MIDDLETOWN, Md., April 25, 2022 /PRNewswire/ -- Community Heritage Financial, Inc. ("the Company") (OTC PK: CMHF), the parent company of Middletown Valley Bank ("MVB" or the "Bank"), announced today that for the three months ended March 31, 2022 the Company earned net income of $1.82 million or $0.81 per share, an increase of $212 thousand or 13.1% compared to net income of $1.61 million or $0.71 per share for the three months ended March 31, 2021. First quarter 2022 net income increased $564 thousand or 44.8% compared to fourth quarter 2021 net income of $1.26 million or $0.56 per share.

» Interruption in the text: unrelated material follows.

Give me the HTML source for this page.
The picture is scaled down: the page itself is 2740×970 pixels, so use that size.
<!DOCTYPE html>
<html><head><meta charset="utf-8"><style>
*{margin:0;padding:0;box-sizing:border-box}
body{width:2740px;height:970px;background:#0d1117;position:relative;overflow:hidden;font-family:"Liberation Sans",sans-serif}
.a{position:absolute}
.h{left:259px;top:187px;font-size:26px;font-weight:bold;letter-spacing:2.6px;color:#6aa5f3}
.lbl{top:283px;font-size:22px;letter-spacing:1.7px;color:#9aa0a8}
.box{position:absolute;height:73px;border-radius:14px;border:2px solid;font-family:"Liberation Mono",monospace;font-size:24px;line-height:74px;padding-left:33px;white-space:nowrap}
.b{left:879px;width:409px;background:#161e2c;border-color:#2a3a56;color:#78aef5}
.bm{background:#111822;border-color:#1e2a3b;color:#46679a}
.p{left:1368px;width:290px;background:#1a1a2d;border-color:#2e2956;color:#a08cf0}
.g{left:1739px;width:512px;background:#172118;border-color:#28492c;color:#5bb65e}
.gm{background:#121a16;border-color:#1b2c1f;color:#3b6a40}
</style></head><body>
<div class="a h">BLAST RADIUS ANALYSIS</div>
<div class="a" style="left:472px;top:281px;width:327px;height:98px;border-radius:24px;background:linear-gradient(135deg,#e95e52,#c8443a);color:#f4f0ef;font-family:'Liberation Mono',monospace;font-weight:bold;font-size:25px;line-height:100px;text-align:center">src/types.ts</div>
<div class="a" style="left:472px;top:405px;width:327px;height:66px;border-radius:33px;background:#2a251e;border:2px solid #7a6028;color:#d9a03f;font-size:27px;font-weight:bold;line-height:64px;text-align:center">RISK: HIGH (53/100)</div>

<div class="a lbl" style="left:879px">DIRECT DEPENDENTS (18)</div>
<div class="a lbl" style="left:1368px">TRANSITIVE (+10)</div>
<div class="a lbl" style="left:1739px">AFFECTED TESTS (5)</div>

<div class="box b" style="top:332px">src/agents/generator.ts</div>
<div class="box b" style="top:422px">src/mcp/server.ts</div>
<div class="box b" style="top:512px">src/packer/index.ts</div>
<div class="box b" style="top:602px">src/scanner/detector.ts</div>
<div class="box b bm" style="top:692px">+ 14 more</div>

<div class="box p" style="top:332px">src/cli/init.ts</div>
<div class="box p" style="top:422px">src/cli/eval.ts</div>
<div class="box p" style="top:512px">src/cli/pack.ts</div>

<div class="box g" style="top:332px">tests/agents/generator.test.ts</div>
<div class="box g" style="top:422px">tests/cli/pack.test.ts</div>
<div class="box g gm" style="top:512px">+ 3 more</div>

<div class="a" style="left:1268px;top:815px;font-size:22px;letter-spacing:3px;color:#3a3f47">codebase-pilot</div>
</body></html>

The Company experienced another strong quarter of balance sheet growth driven by core deposit growth of $33.5 million and core (excludes Paycheck Protection Program ("PPP") loans) loan growth of $43.1 million. Total PPP loan balances were $3.6 million at March 31, 2022, down from $13.3 million at December 31, 2021, with $9.7 million of such loans forgiven during the first quarter. As a result of strong core loan growth for the past two quarters and shifting excess cash to higher-yielding assets, interest income for the quarter increased $293 thousand compared to the fourth quarter of 2021. While total deposits grew by $33.5 million, interest expense decreased by $64 thousand on a quarter-over-quarter basis, resulting in an overall increase of $357 thousand in net interest income. The provision for loan losses for the first quarter of 2022 totaled $10 thousand, a decrease of $416 thousand from $426 thousand for the fourth quarter of 2021. The decreased provision resulted from lower unemployment rates and improved loan loss history, both of which are key metrics used in the loan loss reserve calculation. Improved margin income, lower provision expense and stable operating expenses were the main contributors to the increase in net income from $1.26 million in the fourth quarter of 2021 to $1.82 million in the first quarter of 2022.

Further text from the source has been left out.